I've always taken the high clocks speed in the PS3 and 360 as relics of 'more clocks is better' Pentium 4 mentality. We later saw faster chips from Intel that ran at lower clock speeds.
I know I'm mixing two different companies here, but I've assumed that some fo the mentalities are the same.
P4 was an extreme case of clock-chasing. To the extent its performance/power ratio went down the drain (performance scales linearly with clock, while power-draw - exponentially). We are not looking at that with Power7 - it has both the clock *and* the wide-issue, out-of-order capabilities, while staying at sane power-draw levels. It still can reach higher clocks than 476, which allows the same amount of work to be done by fewer cores. Yes, numerous 476s doing the same work would have the overall power efficiency advantage (which is very important for supercomputers with gazillions of cores), but extracting from them the same performance as from the fewer-but-faster cores is a non-trivial task. We're not dealing with GPUs threads here - these are old-fashioned human sweat-n-tears CPU threads we're talking of.
Generally speaking, high clocks are not bad per se - it's the sacrifices and the sheer power-draw cost (and associates TDP, etc) which take balancing. Let's take Xenon - a clocky CPU with massive vector units. Its metric ton of high clocked ALUs is a factor to be reckoned with. It does nothing for the general-purpose computing case (where massively super-scalar, OOE cores are kings), but it's not a general-purpose CPU to boot. Or at least not as general-purpose are your notebook's Core-based CPU. Of course, Cell still makes Xenon look ordinary.
I've been assuming that a thread on 476FP is going to get more instructions done per cycle than on something like the Xenon. I think that's why we get away with lower clock speeds.
Sure, IPC is one metric. FLOPs is another.
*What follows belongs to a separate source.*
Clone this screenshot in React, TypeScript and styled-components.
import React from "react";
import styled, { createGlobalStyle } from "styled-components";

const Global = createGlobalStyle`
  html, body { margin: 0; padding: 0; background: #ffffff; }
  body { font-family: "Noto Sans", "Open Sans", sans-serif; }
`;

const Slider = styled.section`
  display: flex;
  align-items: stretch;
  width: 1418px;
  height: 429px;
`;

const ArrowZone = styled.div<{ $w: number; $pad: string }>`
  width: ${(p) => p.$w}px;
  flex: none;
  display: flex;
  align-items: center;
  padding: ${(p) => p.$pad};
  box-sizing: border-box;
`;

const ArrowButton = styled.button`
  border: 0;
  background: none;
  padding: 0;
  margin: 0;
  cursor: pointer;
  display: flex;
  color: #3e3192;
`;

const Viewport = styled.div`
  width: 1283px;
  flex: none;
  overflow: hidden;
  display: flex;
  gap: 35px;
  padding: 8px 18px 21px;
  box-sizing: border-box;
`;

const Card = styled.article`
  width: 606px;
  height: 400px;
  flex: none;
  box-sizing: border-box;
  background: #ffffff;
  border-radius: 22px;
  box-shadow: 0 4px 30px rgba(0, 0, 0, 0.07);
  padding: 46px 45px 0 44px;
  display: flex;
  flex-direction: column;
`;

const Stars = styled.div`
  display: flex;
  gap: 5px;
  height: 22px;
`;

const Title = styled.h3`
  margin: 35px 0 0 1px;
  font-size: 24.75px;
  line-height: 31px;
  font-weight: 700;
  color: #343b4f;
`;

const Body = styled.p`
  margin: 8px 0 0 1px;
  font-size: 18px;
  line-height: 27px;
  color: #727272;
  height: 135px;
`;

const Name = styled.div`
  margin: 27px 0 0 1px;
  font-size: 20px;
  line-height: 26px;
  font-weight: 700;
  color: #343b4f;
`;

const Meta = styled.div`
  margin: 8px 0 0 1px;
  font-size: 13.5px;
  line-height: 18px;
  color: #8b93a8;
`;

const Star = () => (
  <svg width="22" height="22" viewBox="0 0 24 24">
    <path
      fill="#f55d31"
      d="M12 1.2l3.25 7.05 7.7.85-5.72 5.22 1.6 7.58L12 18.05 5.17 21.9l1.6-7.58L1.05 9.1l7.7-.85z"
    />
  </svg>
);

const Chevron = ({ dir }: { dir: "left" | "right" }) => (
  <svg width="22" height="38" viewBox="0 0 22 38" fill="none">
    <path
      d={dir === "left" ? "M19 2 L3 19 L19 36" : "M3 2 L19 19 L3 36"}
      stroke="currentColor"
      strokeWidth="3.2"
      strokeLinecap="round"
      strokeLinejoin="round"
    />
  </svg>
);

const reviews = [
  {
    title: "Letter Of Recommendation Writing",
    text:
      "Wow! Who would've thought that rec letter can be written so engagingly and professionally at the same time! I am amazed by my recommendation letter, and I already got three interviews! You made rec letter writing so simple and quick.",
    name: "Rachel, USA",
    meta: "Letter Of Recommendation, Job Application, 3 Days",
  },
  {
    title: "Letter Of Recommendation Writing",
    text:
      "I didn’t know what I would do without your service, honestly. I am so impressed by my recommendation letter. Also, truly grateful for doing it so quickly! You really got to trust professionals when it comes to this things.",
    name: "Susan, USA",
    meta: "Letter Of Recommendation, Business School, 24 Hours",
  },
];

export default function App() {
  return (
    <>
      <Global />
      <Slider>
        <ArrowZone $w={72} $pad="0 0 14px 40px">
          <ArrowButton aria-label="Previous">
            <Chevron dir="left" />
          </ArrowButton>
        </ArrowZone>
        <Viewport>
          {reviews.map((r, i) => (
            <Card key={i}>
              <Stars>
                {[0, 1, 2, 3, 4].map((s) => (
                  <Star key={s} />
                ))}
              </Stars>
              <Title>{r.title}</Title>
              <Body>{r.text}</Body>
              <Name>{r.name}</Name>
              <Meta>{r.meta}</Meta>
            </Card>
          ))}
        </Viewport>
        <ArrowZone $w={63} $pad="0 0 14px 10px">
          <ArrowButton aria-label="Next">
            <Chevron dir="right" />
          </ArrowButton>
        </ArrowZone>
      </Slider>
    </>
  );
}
Xenon's strength is not so much with the former - it's with the latter, while still managing to be an 'ordinary design' CPU. Problem is, how much effort it takes to get some FLOPs out of the CPU when you need some (it just happens so that games occasionally need some close at hand). Cell used to make all this look easy - you just get a portion of those SPUs to work at your pressing task. Well, turned out it was not so trivial. Massive amount of R&D went into engines capable of scaling work with numbers of SPUs, more so than with Xenos threads. Some devs succeeded, others - not so much (hey, not everybody can be DICE). An old-fashion, high performing single core is still the easiest way to get a job done. Core multiplicity is here not because we like it, but because we face roadblocks with the performance of a single core. Well, Power7 is the cream-of-the-crop of single-cores performance.
My understanding is probably flawed somewhere here.
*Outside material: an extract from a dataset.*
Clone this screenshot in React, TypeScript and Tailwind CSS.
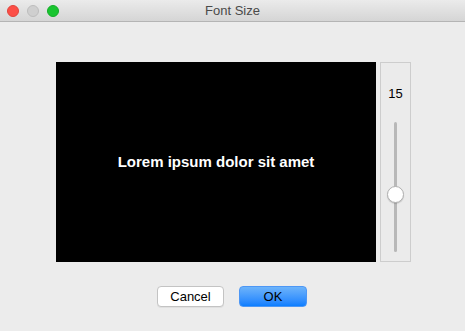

There's nothing wrong with your understanding, it's just that I think the balance nintendo will seek will lean them more toward higher performance cores than twice as many, lower-clock cores (both options subject to pricing, of course). There's another factor - nintendo cannot afford to underperform at the single-thread level compared to Xenon. Which means they need that metric ton of clocky ALUs. A Power7 core has them, a 476 core - not so much.
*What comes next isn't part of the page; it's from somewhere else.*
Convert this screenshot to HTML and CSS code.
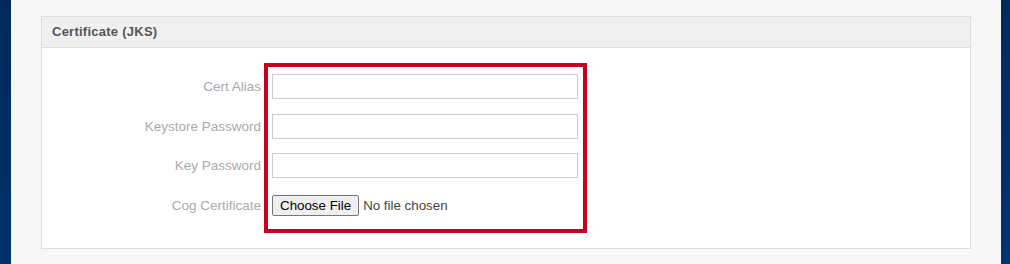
FILE: index.html
```html
<!DOCTYPE html>
<html>
<head>
<meta charset="utf-8">
<link rel="stylesheet" href="styles.css">
</head>
<body>
<div class="page">
  <div class="side side-left"></div>
  <main class="main">
    <section class="panel">
      <div class="panel-heading">Certificate (JKS)</div>
      <div class="panel-body">
        <div class="labels">
          <label class="label">Cert Alias</label>
          <label class="label">Keystore Password</label>
          <label class="label">Key Password</label>
          <label class="label">Cog Certificate</label>
        </div>
        <div class="fields">
          <div class="field"><input class="text-input" type="text"></div>
          <div class="field"><input class="text-input" type="password"></div>
          <div class="field"><input class="text-input" type="password"></div>
          <div class="field"><input class="file-input" type="file"></div>
        </div>
      </div>
    </section>
  </main>
  <div class="side side-right"></div>
</div>
</body>
</html>
```

FILE: styles.css
```css
html, body {
  margin: 0;
  padding: 0;
}
body {
  font-family: "Liberation Sans", Arial, sans-serif;
  background: #f7f7f7;
}
.page {
  display: flex;
  height: 264px;
  overflow: hidden;
}
.side {
  flex: none;
}
.side-left {
  width: 11px;
  background: linear-gradient(#002a5c, #00306a);
}
.side-right {
  width: 9px;
  background: linear-gradient(#002a5c, #003473);
}
.main {
  flex: 1;
  padding: 16px 30px 0 30px;
  background: #f7f7f7;
}
.panel {
  border: 1px solid #dddddd;
  background: #ffffff;
}
.panel-heading {
  height: 30px;
  line-height: 30px;
  padding: 0 10px;
  background: #f0f0f0;
  border-bottom: 1px solid #dddddd;
  font-size: 13px;
  font-weight: bold;
  color: #555555;
  letter-spacing: 0.25px;
}
.panel-body {
  display: flex;
  height: 200px;
  box-sizing: border-box;
  padding: 15px 0;
}
.labels {
  width: 222px;
  box-sizing: border-box;
  padding: 11px 3px 0 0;
  display: flex;
  flex-direction: column;
  gap: 14.5px;
}
.label {
  height: 25px;
  display: flex;
  align-items: center;
  justify-content: flex-end;
  font-size: 13.5px;
  color: #aaaaaa;
}
.fields {
  border: 4px solid #c8001f;
  padding: 7px 5px 0 4px;
  display: flex;
  flex-direction: column;
  gap: 14.5px;
}
.field {
  height: 25px;
  display: flex;
  align-items: center;
}
.text-input {
  width: 306px;
  height: 25px;
  box-sizing: border-box;
  border: 1px solid #cccccc;
  background: #ffffff;
  margin: 0;
  padding: 2px 6px;
  font-family: "Liberation Sans", Arial, sans-serif;
  font-size: 13px;
  outline: none;
}
.file-input {
  margin: 0;
  font-family: "Liberation Sans", Arial, sans-serif;
  font-size: 13.33px;
  color: #444444;
}
.file-input::file-selector-button {
  font-family: "Liberation Sans", Arial, sans-serif;
  font-size: 13.33px;
  color: #000000;
  background: #efefef;
  border: 1px solid #767676;
  border-radius: 2px;
  padding: 1px 7px;
  height: 21px;
  margin: 0 4px 0 0;
}
```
You're right that we need to think about yields for the processor that Nintendo wants. If the Power7 solution has a much lower surface area than a 476FP solution, then they're going to be able to get better yields, and vice versa.
The fact is that I haven't run across enough data on completed solutions like the "Axxia ACP3448" to say with any certainty how that would play out, I've just been running with the assumptions that the simpler cores with the lower clock speeds were going to get better yields. If a completed 476FP is bigger than a Power7, then that gets thrown out the window.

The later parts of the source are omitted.